Originally Posted by ceyhun242 View Post
6- Do you think next level (or already current) trend is for a musician to play or using vsts and record all instruments and create a song from scratch, record/mix/master all by oneself, and publish steaming ready quality albums and disintermediate all the other people. If yes how can I quickly adapt to this trend and get to produce steam ready quality albums as soon as possible?
I believe that trend is already here in full force. If your question is "how can I make art as fast as possible?" then most people here would say "What's the point in making art as fast as possible?" Do you want to be a great composer, or just be famous?

mixing and mastering by yourself is like editing your own book. It can be done, but kinda defeats the purpose.

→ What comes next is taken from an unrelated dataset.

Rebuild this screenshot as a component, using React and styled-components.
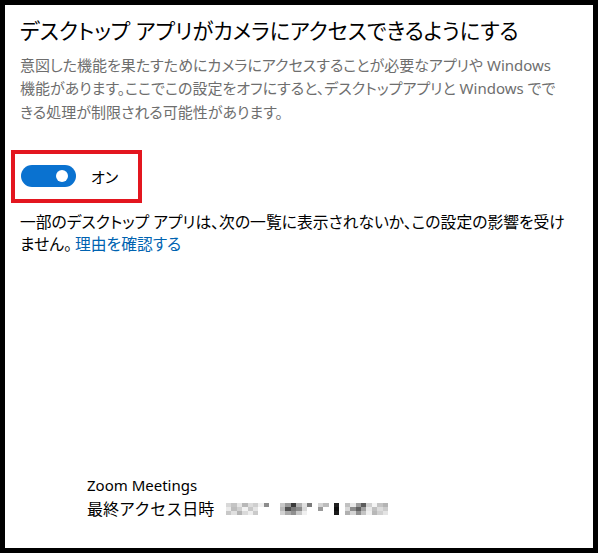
import React from 'react';
import styled, { createGlobalStyle } from 'styled-components';

const GlobalStyle = createGlobalStyle`
  html, body {
    margin: 0;
    padding: 0;
    background: #fff;
  }
  body {
    font-family: "Noto Sans", "Noto Sans CJK JP", sans-serif;
  }
`;

const Frame = styled.div`
  box-sizing: border-box;
  width: 598px;
  height: 553px;
  border: 5px solid #000;
  background: #fff;
  display: flex;
  flex-direction: column;
  padding: 11px 15px 0 15px;
  font-feature-settings: "palt";
`;

const Title = styled.h1`
  margin: 0;
  font-size: 21.2px;
  line-height: 30px;
  font-weight: 400;
  color: #000;
  white-space: nowrap;
`;

const Description = styled.p`
  margin: 8px 0 0;
  font-size: 15px;
  line-height: 23.3px;
  color: #6e6e6e;
  white-space: nowrap;
`;

const ToggleRow = styled.div`
  align-self: flex-start;
  display: flex;
  align-items: center;
  gap: 15px;
  height: 45px;
  width: 117px;
  margin: 26px 0 0 -9px;
  padding-left: 6px;
  border: 4px solid #e3161f;
`;

const Switch = styled.div`
  position: relative;
  width: 55px;
  height: 22px;
  border-radius: 11px;
  background: ${({ on }) => (on ? '#0a72d0' : '#fff')};
  flex-shrink: 0;

  &::after {
    content: '';
    position: absolute;
    top: 5px;
    right: 8px;
    width: 12px;
    height: 12px;
    border-radius: 50%;
    background: #fff;
  }
`;

const SwitchLabel = styled.span`
  font-size: 15px;
  color: #000;
`;

const Note = styled.p`
  margin: 8px 0 0;
  font-size: 15.8px;
  line-height: 22px;
  color: #000;
  white-space: nowrap;
`;

const Link = styled.a`
  color: #0063b1;
  text-decoration: none;
  margin-left: 3px;
`;

const Spacer = styled.div`
  flex: 1;
`;

const AppEntry = styled.div`
  display: flex;
  flex-direction: column;
  padding: 0 0 27px 67px;
`;

const AppName = styled.div`
  font-size: 15px;
  line-height: 24px;
  color: #000;
`;

const AccessRow = styled.div`
  display: flex;
  align-items: center;
  gap: 12px;
  font-size: 16px;
  line-height: 24px;
  color: #000;
  font-feature-settings: normal;
`;

// pixelated timestamp (censored in the original)
const mosaic = [
  ['#d8d8d8', '#c4c4c4', '#e6e6e6', '#b8b8b8', '#dcdcdc', '#cfcfcf', '#f0f0f0', '#8c8c8c', '#ffffff', '#ffffff', '#c8c8c8', '#9a9a9a', '#3a3a3a', '#b0b0b0', '#e0e0e0', '#7a7a7a', '#ffffff', '#d4d4d4', '#bcbcbc', '#ffffff', '#202020', '#ffffff', '#c0c0c0', '#e8e8e8', '#9c9c9c', '#5c5c5c', '#d0d0d0', '#f4f4f4', '#c4c4c4', '#b4b4b4'],
  ['#eaeaea', '#bdbdbd', '#d0d0d0', '#f2f2f2', '#c8c8c8', '#e4e4e4', '#ffffff', '#ffffff', '#ffffff', '#ffffff', '#b8b8b8', '#505050', '#787878', '#8a8a8a', '#d8d8d8', '#ffffff', '#ffffff', '#9a9a9a', '#ffffff', '#ffffff', '#101010', '#ffffff', '#d8d8d8', '#8c8c8c', '#606060', '#a0a0a0', '#e8e8e8', '#c0c0c0', '#dcdcdc', '#cccccc'],
  ['#c8c8c8', '#e0e0e0', '#b4b4b4', '#dadada', '#eeeeee', '#cacaca', '#ffffff', '#ffffff', '#ffffff', '#ffffff', '#d2d2d2', '#aaaaaa', '#909090', '#c8c8c8', '#f0f0f0', '#ffffff', '#ffffff', '#ffffff', '#ffffff', '#ffffff', '#1a1a1a', '#ffffff', '#b0b0b0', '#d4d4d4', '#909090', '#c4c4c4', '#f0f0f0', '#b8b8b8', '#d0d0d0', '#e4e4e4'],
];

const Mosaic = () => (
  <svg width="162" height="12" viewBox="0 0 162 12" shapeRendering="crispEdges">
    {mosaic.map((row, r) =>
      row.map((c, i) => (
        <rect key={`${r}-${i}`} x={i * 5.4} y={r * 4} width="5.4" height="4" fill={c} />
      ))
    )}
  </svg>
);

const App = () => {
  return (
    <>
      <GlobalStyle />
      <Frame>
        <Title>デスクトップ アプリがカメラにアクセスできるようにする</Title>
        <Description>
          意図した機能を果たすためにカメラにアクセスすることが必要なアプリや Windows
          <br />
          機能があります。ここでこの設定をオフにすると、デスクトップアプリと Windows でで
          <br />
          きる処理が制限される可能性があります。
        </Description>

        <ToggleRow>
          <Switch on />
          <SwitchLabel>オン</SwitchLabel>
        </ToggleRow>

        <Note>
          一部のデスクトップ アプリは、次の一覧に表示されないか、この設定の影響を受け
          <br />
          ません。<Link href="#">理由を確認する</Link>
        </Note>

        <Spacer />

        <AppEntry>
          <AppName>Zoom Meetings</AppName>
          <AccessRow>
            最終アクセス日時
            <Mosaic />
          </AccessRow>
        </AppEntry>
      </Frame>
    </>
  );
};

export default App;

all-digital midi music is probably the industry norm by now.

Originally Posted by ceyhun242 View Post
7- What do you think future music will sound like? Like daft punk changed things and what is the next daft punk sound? Do you think country and rock will die out? Nowadays I like to use more synths and maybe even electronics to bring my 60s-90s sounding pop/rock sound to 2020s and preferably more future proof 2030s level. To that end, what would you advise? What VSTs, tutorials, sound libraries, plug-ins you'd recommend me to check out that you think are the most popular now or will be or even if not are the best or most popular out there on the market bot aspiring musicians who want to produce extraordinary work should definitely check out?
If you wanna ask me what the next level looks like, well it will to make you and I obsolete:

This is a song made solely by an AI (Machine learning).

This is a painting made solely by an AI

You could in theory right now within a few hours make a 20 track album ready (with cover) for Spotify/Apple music without actually being involved in the art making process, only the curation part. Also this stuff will only get "better" with time. People here are gonna scream "there's no feeling to it", but they are also the same people shaking their fist at the silly music kids listen to.

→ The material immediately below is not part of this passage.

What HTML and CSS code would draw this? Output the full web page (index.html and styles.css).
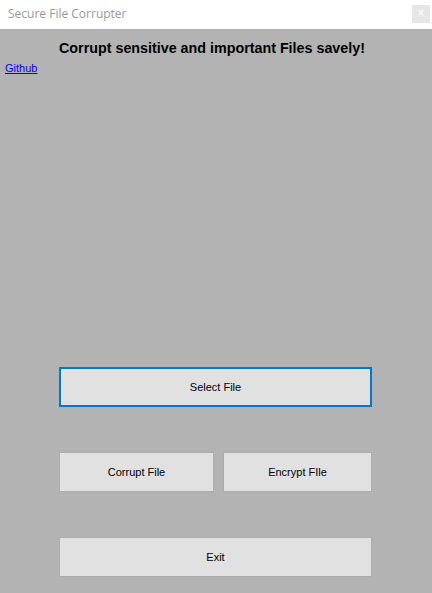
FILE: index.html
```html
<!DOCTYPE html>
<html>
<head>
<meta charset="utf-8">
<link rel="stylesheet" href="styles.css">
</head>
<body>
<div class="window">
  <div class="titlebar">
    <span class="title">Secure File Corrupter</span>
    <span class="close">×</span>
  </div>
  <div class="client">
    <h1 class="heading">Corrupt sensitive and important Files savely!</h1>
    <a class="link" href="#">Github</a>
    <div class="buttons">
      <button class="btn btn-focus">Select File</button>
      <div class="row">
        <button class="btn btn-left">Corrupt File</button>
        <button class="btn btn-right">Encrypt FIle</button>
      </div>
      <button class="btn">Exit</button>
    </div>
  </div>
</div>
</body>
</html>
```
FILE: styles.css
```css
html, body {
  margin: 0;
  padding: 0;
}
body {
  width: 432px;
  height: 593px;
  overflow: hidden;
  background: #b3b3b3;
  font-family: "Liberation Sans", Arial, sans-serif;
}
.window {
  display: flex;
  flex-direction: column;
  height: 593px;
}
.titlebar {
  height: 29px;
  background: #ffffff;
  display: flex;
  align-items: flex-start;
  justify-content: space-between;
  padding-left: 8px;
  box-sizing: border-box;
}
.title {
  font-family: "Open Sans", "Noto Sans", sans-serif;
  font-size: 12px;
  color: #9a9a9a;
  line-height: 16px;
  margin-top: 6px;
}
.close {
  width: 18px;
  height: 18px;
  margin-top: 5px;
  margin-right: 2px;
  background: #e6e6e6;
  color: #ffffff;
  font-size: 12px;
  line-height: 17px;
  text-align: center;
  font-family: "Liberation Sans", Arial, sans-serif;
}
.client {
  flex: 1;
  background: #b3b3b3;
  display: flex;
  flex-direction: column;
  align-items: flex-start;
}
.heading {
  margin: 10px 0 0 0;
  width: 424px;
  text-align: center;
  font-size: 14.3px;
  font-weight: bold;
  line-height: 18px;
  color: #000;
}
.link {
  margin: 4px 0 0 5px;
  font-size: 11px;
  line-height: 14px;
  color: #0000ff;
  text-decoration: underline;
}
.buttons {
  margin-top: 292px;
  margin-left: 59px;
  width: 313px;
  display: flex;
  flex-direction: column;
  gap: 45px;
}
.row {
  display: flex;
  justify-content: space-between;
}
.btn {
  height: 40px;
  width: 313px;
  background: #e1e1e1;
  border: 1px solid #adadad;
  font-family: "Liberation Sans", Arial, sans-serif;
  font-size: 11px;
  color: #000;
  padding: 0;
  margin: 0;
  box-sizing: border-box;
}
.btn-focus {
  border: 2px solid #0078d7;
}
.btn-left {
  width: 155px;
}
.btn-right {
  width: 149px;
}
```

if you're looking solely for hits, you could make a lo-fi youtube channel, bounce 80 AI made lo-fi beats and run them on repeat. name it "Chill lo-fi to study to in the apocalypse" or something. The question is; what is the ****ing point?

Things move in waves, and who knows if Rock will make a triumphant return in 20 years. I hope so. I have always loved the effect of time, and find myself looking more backwards than forwards nowadays.

Originally Posted by ceyhun242 View Post
8- I feel like today music became a commodity, it's hardwork and long time investment to create an original song and it's so easy to consume it for listener like a single use entertainment as there are endless choices and I feel like today we live in the age that nothing is so special anymore. Internet and consumption have replaced "God" and morality and humane pace of producing cooking sth at a low heat you know? slow but steady, joyful production. It feels like music cant be a single career and source of income for one anymore with all the competition and ease of home production. So for me I came to the conclusion that music production is to be done analogous to keeping journaling ow ones private feelings and thoughts as self reflection function. Okay maybe it's always been like this and because some journals were really interesting read, people wanted to "listen" to them so they got a career and this cycle maybe still remains. But Im just not sure if things got easier with internet and home daws or much harder? I feel like people care so much less than the past today in general, music is not much for connection or relation anymore but entertainment. I mean for me music is about being curious about existence, exploring deep insights, interacting with other inspiring feelings, thoughts, perspectives etc.. Either such people switched to producing entertainment music to keep up with society's direction and not feel isolated or they kind of gave up producing thinking that people would probably not care or give due attention to listen to serious pieces.. Like is it still possible to create masterpieces like Radiohead, Muse, Keane did or those days are gone for good? Now how can I reconcile those great bands with the modernity of new age music without making concessions and compromises in quality, soul and emotions? Is there still room in music for soul and emotions in rock? Or is it dying.. This is also a moral question you know. Should one give in to degeneration and moral decadence? Correct my perspective if it's too narrow when it equalize future and modern with moral decline etc.. please provide me with examples like how can past great music be better today and in the future and still have same sincere deep soul and emotions if not more and stronger? What is the direction of music in the near and far future? What can musicians do to adapt to future direction and still preserving vintage, timeless values of music, life and being human?
A great question. Maybe the question. One that every artist should ask themselves. We are in the era of "ART WITHOUT MEANING". and it doesn't just reflect where we are musically but also as a society. We have grown more distant (but perhaps it's just evolution. Haven't all old men exclaimed this throughout time?

We have developed speed, but we have shut ourselves in
Machinery that gives us abundance has left us in want

This was written 80 years ago.)

Here's what I have found, struggling with the same questions you do.
- Art is about the process. Maybe the answer is not to make more songs, but to be more fulfilled when you do.
- An artist seeks for truth. In whatever form that is. ****ing Ernest Hemingway. Bob Dylan. If you're scared to write something, then you're probably on the right track.
- It's a long race, and in the end you're only running against yourself.